Please find all lines in the data that hold the string "styles" and copy them.

* Data:
■ ■ ■
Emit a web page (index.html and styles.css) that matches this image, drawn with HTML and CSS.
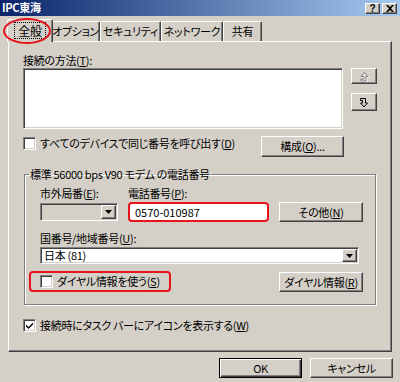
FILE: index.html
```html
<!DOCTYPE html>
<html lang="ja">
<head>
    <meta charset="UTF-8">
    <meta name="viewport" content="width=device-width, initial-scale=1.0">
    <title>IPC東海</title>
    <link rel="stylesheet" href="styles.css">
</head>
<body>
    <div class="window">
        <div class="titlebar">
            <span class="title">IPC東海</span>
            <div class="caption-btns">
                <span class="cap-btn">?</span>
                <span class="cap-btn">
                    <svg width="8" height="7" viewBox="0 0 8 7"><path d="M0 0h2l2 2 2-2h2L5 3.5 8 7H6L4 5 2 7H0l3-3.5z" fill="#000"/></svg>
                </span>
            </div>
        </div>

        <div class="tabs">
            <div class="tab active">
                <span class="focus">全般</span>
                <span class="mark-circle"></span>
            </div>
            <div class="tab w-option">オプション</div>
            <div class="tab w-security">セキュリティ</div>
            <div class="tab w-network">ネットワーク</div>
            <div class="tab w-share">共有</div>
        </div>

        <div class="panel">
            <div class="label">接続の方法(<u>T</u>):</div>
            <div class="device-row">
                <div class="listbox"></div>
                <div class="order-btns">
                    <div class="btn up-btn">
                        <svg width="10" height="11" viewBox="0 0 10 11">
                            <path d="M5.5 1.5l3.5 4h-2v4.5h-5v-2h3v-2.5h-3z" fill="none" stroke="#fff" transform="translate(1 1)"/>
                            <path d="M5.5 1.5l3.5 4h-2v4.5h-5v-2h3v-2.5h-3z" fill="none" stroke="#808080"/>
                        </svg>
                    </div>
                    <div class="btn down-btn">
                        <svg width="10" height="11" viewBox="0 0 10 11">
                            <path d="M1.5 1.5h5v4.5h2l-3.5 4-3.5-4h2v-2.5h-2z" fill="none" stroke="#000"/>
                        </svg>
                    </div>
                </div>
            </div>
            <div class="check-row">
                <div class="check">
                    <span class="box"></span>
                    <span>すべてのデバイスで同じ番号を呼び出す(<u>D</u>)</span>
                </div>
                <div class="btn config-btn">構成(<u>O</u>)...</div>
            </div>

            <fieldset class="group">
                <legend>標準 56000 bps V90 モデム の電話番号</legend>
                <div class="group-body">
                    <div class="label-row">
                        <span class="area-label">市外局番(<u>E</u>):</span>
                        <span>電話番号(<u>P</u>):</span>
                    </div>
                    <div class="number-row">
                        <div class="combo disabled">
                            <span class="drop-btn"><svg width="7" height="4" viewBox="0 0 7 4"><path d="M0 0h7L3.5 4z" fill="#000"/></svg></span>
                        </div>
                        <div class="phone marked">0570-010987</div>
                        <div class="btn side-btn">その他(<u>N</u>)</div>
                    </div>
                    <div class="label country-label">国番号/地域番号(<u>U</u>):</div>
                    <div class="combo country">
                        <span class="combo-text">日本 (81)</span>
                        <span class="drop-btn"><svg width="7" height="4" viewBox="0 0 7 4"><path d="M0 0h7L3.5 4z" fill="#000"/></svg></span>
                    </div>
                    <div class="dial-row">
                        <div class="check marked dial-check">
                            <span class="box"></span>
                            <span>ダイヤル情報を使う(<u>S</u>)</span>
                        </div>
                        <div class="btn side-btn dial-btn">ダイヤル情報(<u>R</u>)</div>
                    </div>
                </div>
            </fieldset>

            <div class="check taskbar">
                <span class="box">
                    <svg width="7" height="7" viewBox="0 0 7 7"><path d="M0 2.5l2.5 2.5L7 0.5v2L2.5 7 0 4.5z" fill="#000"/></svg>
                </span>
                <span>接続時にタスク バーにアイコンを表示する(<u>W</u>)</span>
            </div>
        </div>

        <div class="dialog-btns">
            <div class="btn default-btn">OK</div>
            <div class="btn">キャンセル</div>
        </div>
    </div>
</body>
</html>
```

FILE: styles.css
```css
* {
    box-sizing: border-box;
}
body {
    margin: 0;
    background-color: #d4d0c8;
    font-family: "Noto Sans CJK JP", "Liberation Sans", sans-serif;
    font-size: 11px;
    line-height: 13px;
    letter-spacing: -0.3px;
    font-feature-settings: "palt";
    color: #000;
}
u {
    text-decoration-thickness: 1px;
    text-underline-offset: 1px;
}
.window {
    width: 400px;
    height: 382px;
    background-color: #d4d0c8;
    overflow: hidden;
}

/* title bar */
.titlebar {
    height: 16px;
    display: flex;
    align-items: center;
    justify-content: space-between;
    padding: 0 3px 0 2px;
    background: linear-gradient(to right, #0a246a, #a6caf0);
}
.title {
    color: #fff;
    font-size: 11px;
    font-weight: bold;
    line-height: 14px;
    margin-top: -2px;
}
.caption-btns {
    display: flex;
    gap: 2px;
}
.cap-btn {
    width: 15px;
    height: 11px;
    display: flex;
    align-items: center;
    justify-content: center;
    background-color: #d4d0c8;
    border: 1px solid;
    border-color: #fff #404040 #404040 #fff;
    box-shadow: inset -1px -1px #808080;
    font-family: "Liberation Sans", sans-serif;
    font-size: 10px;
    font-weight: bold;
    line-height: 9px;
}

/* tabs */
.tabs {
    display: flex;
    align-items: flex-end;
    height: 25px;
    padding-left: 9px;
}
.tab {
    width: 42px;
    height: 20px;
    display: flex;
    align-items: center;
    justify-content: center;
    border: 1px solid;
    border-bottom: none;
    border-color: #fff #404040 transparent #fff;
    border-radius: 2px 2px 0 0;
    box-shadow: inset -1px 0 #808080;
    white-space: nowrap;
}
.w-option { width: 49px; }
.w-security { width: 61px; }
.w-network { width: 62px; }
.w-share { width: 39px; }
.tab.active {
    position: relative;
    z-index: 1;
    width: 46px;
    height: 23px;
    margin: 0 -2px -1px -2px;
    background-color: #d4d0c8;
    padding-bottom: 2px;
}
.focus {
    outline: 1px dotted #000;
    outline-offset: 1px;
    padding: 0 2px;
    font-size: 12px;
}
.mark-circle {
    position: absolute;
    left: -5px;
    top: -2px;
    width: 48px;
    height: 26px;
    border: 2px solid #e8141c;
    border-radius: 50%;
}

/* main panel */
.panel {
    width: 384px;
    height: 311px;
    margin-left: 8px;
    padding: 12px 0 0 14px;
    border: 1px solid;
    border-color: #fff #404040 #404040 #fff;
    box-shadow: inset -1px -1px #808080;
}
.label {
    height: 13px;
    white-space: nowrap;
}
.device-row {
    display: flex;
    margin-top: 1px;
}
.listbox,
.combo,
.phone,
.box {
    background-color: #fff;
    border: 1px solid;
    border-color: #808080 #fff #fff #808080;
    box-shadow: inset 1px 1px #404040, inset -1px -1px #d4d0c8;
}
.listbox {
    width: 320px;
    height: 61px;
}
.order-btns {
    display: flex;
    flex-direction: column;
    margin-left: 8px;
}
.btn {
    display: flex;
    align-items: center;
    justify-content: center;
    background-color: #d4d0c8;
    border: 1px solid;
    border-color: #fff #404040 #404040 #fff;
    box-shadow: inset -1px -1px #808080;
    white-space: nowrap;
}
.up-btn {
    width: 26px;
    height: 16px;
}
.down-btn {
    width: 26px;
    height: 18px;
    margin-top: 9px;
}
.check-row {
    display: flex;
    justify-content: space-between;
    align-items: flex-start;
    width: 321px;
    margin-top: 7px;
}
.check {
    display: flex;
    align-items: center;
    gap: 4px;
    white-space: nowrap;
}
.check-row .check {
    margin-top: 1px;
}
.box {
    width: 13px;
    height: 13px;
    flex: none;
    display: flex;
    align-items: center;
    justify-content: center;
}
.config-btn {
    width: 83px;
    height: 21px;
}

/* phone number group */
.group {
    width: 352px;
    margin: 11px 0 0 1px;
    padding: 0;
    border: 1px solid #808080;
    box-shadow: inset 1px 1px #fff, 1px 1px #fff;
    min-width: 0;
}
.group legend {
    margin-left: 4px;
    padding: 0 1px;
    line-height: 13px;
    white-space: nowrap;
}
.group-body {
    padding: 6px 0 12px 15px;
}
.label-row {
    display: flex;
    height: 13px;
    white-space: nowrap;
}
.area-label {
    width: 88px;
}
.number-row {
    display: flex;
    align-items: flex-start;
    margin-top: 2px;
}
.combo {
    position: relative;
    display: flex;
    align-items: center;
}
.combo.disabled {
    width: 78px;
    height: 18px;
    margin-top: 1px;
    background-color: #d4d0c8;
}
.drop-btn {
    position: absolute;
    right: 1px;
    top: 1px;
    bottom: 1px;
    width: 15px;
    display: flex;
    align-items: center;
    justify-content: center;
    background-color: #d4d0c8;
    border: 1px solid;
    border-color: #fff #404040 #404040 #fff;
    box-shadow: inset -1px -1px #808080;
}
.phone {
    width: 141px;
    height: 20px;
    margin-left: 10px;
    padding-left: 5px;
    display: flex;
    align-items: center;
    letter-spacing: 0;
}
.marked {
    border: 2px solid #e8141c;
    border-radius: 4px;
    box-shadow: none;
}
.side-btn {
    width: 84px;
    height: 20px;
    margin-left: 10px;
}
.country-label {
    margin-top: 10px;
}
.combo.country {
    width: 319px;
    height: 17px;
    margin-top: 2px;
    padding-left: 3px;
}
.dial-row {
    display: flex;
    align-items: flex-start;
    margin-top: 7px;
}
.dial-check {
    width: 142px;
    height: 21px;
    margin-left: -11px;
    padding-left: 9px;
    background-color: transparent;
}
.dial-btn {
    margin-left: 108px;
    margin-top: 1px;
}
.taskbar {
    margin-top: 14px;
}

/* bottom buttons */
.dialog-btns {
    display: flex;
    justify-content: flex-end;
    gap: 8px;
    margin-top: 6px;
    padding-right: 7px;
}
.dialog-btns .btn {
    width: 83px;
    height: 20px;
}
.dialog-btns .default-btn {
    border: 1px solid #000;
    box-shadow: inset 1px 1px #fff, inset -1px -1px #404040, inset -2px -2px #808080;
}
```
■ ■ ■
* The solution:
Emit a web page (index.html and styles.css) that matches this image, drawn with HTML and CSS.
    <link rel="stylesheet" href="styles.css">
FILE: styles.css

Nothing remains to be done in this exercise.